Conversely, a technical writer that is also a capable practitioner in the topic is going to be a better technical writer than one who isn't, because they can develop a deeper understanding, at multiple levels, from which to explain the levels that the audience needs.

The developer-technical writer communication could take many forms. It could be a sample PR against documentation that the documentation lead improves on. It could be a chat in Slack or a Hangout. It could be a presentation with a slide deck. If the technical writer is also a developer then it could include a tour of code. What it does not mean is "here's a link to the code, figure it out." That is, again, abdication of responsibility. If you can't explain your work to someone else, the problem is you, not them. You are a less good developer if you cannot communicate well to your peers, and a technical writer is one of your peers. At least get good enough that you can explain it to someone who knows how to translate it into an audience-facing explanation.

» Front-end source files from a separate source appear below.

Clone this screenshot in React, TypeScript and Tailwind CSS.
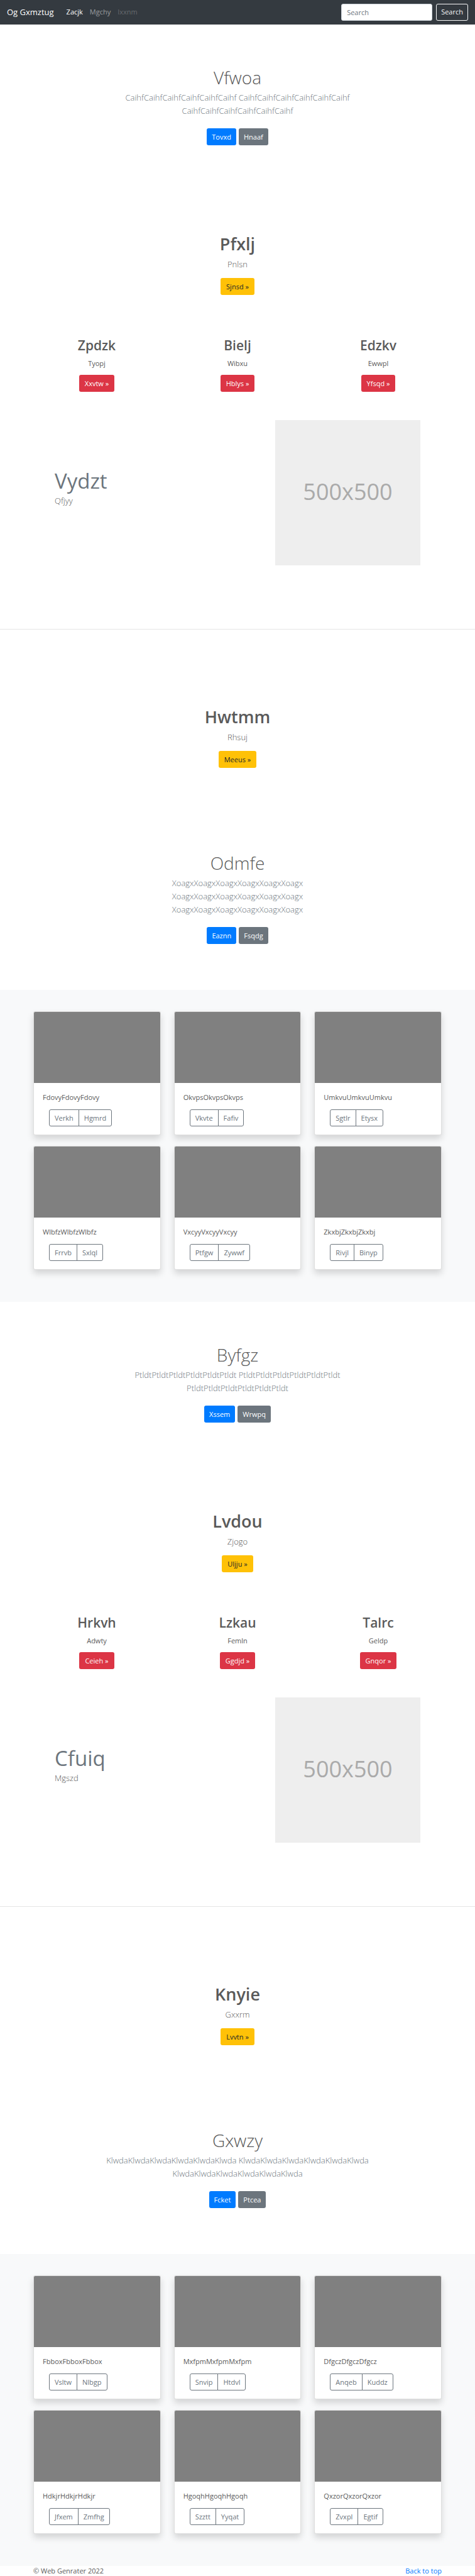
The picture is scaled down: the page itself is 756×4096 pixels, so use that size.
import type { ReactNode } from 'react';

type Pair = [string, string];
type Column = { title: string; text: string; action: string };
type Card = { text: string; actions: Pair };
type Lead = { title: string; lines: string[]; actions: Pair };

type BlockData = {
  hero: Lead;
  intro: Column;
  columns: Column[];
  feature: { title: string; text: string };
  outro: Column;
  gallery: Lead;
  cards: Card[];
};

const wide = (word: string) => [`${word.repeat(6)} ${word.repeat(6)}`, word.repeat(6)];
const narrow = (word: string) => [word.repeat(6), word.repeat(6), word.repeat(6)];

const card = (word: string, a: string, b: string): Card => ({
  text: word.repeat(3),
  actions: [a, b],
});

const blocks: BlockData[] = [
  {
    hero: { title: 'Vfwoa', lines: wide('Caihf'), actions: ['Tovxd', 'Hnaaf'] },
    intro: { title: 'Pfxlj', text: 'Pnlsn', action: 'Sjnsd »' },
    columns: [
      { title: 'Zpdzk', text: 'Tyopj', action: 'Xxvtw »' },
      { title: 'Bielj', text: 'Wibxu', action: 'Hblys »' },
      { title: 'Edzkv', text: 'Ewwpl', action: 'Yfsqd »' },
    ],
    feature: { title: 'Vydzt', text: 'Qfjyy' },
    outro: { title: 'Hwtmm', text: 'Rhsuj', action: 'Meeus »' },
    gallery: { title: 'Odmfe', lines: narrow('Xoagx'), actions: ['Eaznn', 'Fsqdg'] },
    cards: [
      card('Fdovy', 'Verkh', 'Hgmrd'),
      card('Okvps', 'Vkvte', 'Fafiv'),
      card('Umkvu', 'Sgtlr', 'Etysx'),
      card('Wlbfz', 'Frrvb', 'Sxlql'),
      card('Vxcyy', 'Ptfgw', 'Zywwf'),
      card('Zkxbj', 'Rivjl', 'Binyp'),
    ],
  },
  {
    hero: { title: 'Byfgz', lines: wide('Ptldt'), actions: ['Xssem', 'Wrwpq'] },
    intro: { title: 'Lvdou', text: 'Zjogo', action: 'Uljju »' },
    columns: [
      { title: 'Hrkvh', text: 'Adwty', action: 'Ceieh »' },
      { title: 'Lzkau', text: 'Femln', action: 'Ggdjd »' },
      { title: 'Talrc', text: 'Geldp', action: 'Gnqor »' },
    ],
    feature: { title: 'Cfuiq', text: 'Mgszd' },
    outro: { title: 'Knyie', text: 'Gxxrm', action: 'Lvvtn »' },
    gallery: { title: 'Gxwzy', lines: wide('Klwda'), actions: ['Fcket', 'Ptcea'] },
    cards: [
      card('Fbbox', 'Vsltw', 'Nlbgp'),
      card('Mxfpm', 'Snvip', 'Htdvl'),
      card('Dfgcz', 'Anqeb', 'Kuddz'),
      card('Hdkjr', 'Jfxem', 'Zmfhg'),
      card('Hgoqh', 'Szztt', 'Yyqat'),
      card('Qxzor', 'Zvxpl', 'Egtif'),
    ],
  },
];

const tones = {
  primary: 'bg-[#007bff] px-[8px] text-white',
  secondary: 'bg-[#6c757d] px-[8px] text-white',
  warning: 'bg-[#ffc107] px-[9px] text-[#212529]',
  danger: 'bg-[#dc3545] px-[9px] text-white',
};

function LinkButton({ tone, children }: { tone: keyof typeof tones; children: ReactNode }) {
  return (
    <a
      href="#"
      className={`inline-flex h-[27px] items-center rounded-[3px] text-[11px] leading-[17px] ${tones[tone]}`}
    >
      {children}
    </a>
  );
}

function Jumbotron({ title, lines, actions }: Lead) {
  return (
    <div className="flex flex-col items-center px-[20px] text-center">
      <h1 className="mb-[5px] text-[28px] font-light leading-[34px]">{title}</h1>
      <p className="mb-[17px] whitespace-pre-line text-[13px] font-light leading-[21px] text-[#6c757d]">
        {lines.join('\n')}
      </p>
      <div className="flex gap-[4px]">
        <LinkButton tone="primary">{actions[0]}</LinkButton>
        <LinkButton tone="secondary">{actions[1]}</LinkButton>
      </div>
    </div>
  );
}

function Callout({ title, text, action }: Column) {
  return (
    <div className="flex flex-col items-center text-center">
      <h1 className="mb-[5px] text-[27px] font-semibold leading-[34px]">{title}</h1>
      <p className="mb-[11px] text-[13px] font-light leading-[21px]">{text}</p>
      <LinkButton tone="warning">{action}</LinkButton>
    </div>
  );
}

function AlbumCard({ text, actions }: Card) {
  return (
    <article className="overflow-hidden rounded-[3px] border border-black/[.125] bg-white shadow-[0_6px_11px_rgba(0,0,0,0.15)]">
      <div className="h-[113px] bg-[#808080]" />
      <div className="px-[14px] pt-[14px] pb-[13px]">
        <p className="mb-[11px] text-[11px] leading-[17px]">{text}</p>
        <div className="ml-[10px] flex">
          <button
            type="button"
            className="h-[27px] rounded-l-[3px] border border-[#6c757d] px-[8px] text-[11px] leading-[17px] text-[#6c757d]"
          >
            {actions[0]}
          </button>
          <button
            type="button"
            className="-ml-px h-[27px] rounded-r-[3px] border border-[#6c757d] px-[8px] text-[11px] leading-[17px] text-[#6c757d]"
          >
            {actions[1]}
          </button>
        </div>
      </div>
    </article>
  );
}

function Block({ data }: { data: BlockData }) {
  return (
    <>
      <section className="pt-[67px]">
        <Jumbotron {...data.hero} />
      </section>

      <section className="pt-[140px]">
        <Callout {...data.intro} />
      </section>

      <section className="grid grid-cols-3 px-[42px] pt-[67px]">
        {data.columns.map((c) => (
          <div key={c.title} className="flex flex-col items-center text-center">
            <h2 className="mb-[6px] text-[21px] font-semibold leading-[27px]">{c.title}</h2>
            <p className="mb-[10px] text-[11px] leading-[17px]">{c.text}</p>
            <LinkButton tone="danger">{c.action}</LinkButton>
          </div>
        ))}
      </section>

      <section className="flex items-start justify-between px-[87px] pt-[45px] pb-[101px]">
        <div className="pt-[76px]">
          <h2 className="text-[33px] leading-[42px] text-[#6c757d]">{data.feature.title}</h2>
          <p className="text-[13px] font-light leading-[21px]">{data.feature.text}</p>
        </div>
        <div
          role="img"
          aria-label="500x500"
          className="flex size-[231px] items-center justify-center bg-[#eeeeee] pb-[3px] text-[36px] text-[#aaaaaa]"
        >
          500x500
        </div>
      </section>

      <hr className="border-black/10" />

      <section className="pt-[122px]">
        <Callout {...data.outro} />
      </section>

      <section className="pt-[134px] pb-[73px]">
        <Jumbotron {...data.gallery} />
      </section>

      <section className="grid grid-cols-3 gap-x-[21px] gap-y-[17px] bg-[#f8f9fa] px-[53px] pt-[34px] pb-[51px]">
        {data.cards.map((c) => (
          <AlbumCard key={c.text} {...c} />
        ))}
      </section>
    </>
  );
}

export default function App() {
  return (
    <div className="bg-white font-['Open_Sans','Noto_Sans',sans-serif] text-[#5a5a5a]">
      <nav className="flex h-[39px] items-center bg-[#343a40] px-[11px] text-[11px] text-white">
        <a href="#" className="mr-[20px] text-[13px]">
          Og Gxmztug
        </a>
        <div className="flex gap-[11px]">
          <a href="#">Zacjk</a>
          <a href="#" className="text-white/50">
            Mgchy
          </a>
          <a href="#" aria-disabled="true" className="text-white/25">
            Ixxnm
          </a>
        </div>
        <form className="ml-auto flex gap-[6px]" onSubmit={(e) => e.preventDefault()}>
          <input
            type="search"
            aria-label="Search"
            placeholder="Search"
            className="h-[27px] w-[145px] rounded-[3px] border border-[#ced4da] bg-white px-[8px] text-[11px] text-[#495057] placeholder:text-[#6c757d]"
          />
          <button
            type="submit"
            className="h-[27px] rounded-[3px] border border-[#f8f9fa] px-[7px] text-[11px] text-[#f8f9fa]"
          >
            Search
          </button>
        </form>
      </nav>

      <main>
        {blocks.map((b) => (
          <Block key={b.hero.title} data={b} />
        ))}
      </main>

      <footer className="flex justify-between px-[53px] text-[11px] leading-[16px]">
        <p>© Web Genrater 2022</p>
        <a href="#" className="text-[#007bff]">
          Back to top
        </a>
      </footer>
    </div>
  );
}
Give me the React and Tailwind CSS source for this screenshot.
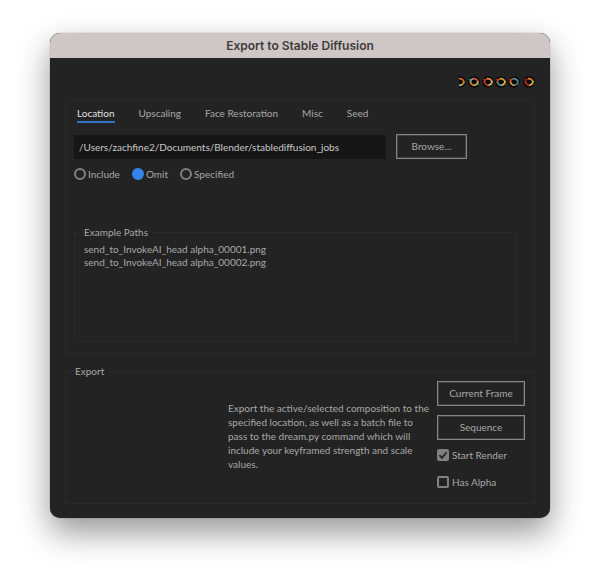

Let specialists do their job

In short, documentation, like teaching (which it is), is a skill, and may require dedicated skilled people. They can and should be supported by the practitioners (developers), and should be open to contributions from the audience (user base), but the primary responsibility does not fall on the audience to document for themselves. Even then, the practitioners still have a responsibility to be good enough communicators that they can convey the necessary information to the technical writers.

And if, even then, it's still hard to explain, document, or has lots of edge cases that make the written description and examples highly complicated? Then, yes, it is too complicated and it needs to be redesigned to be less complicated. If you cannot explain it, it's too complicated.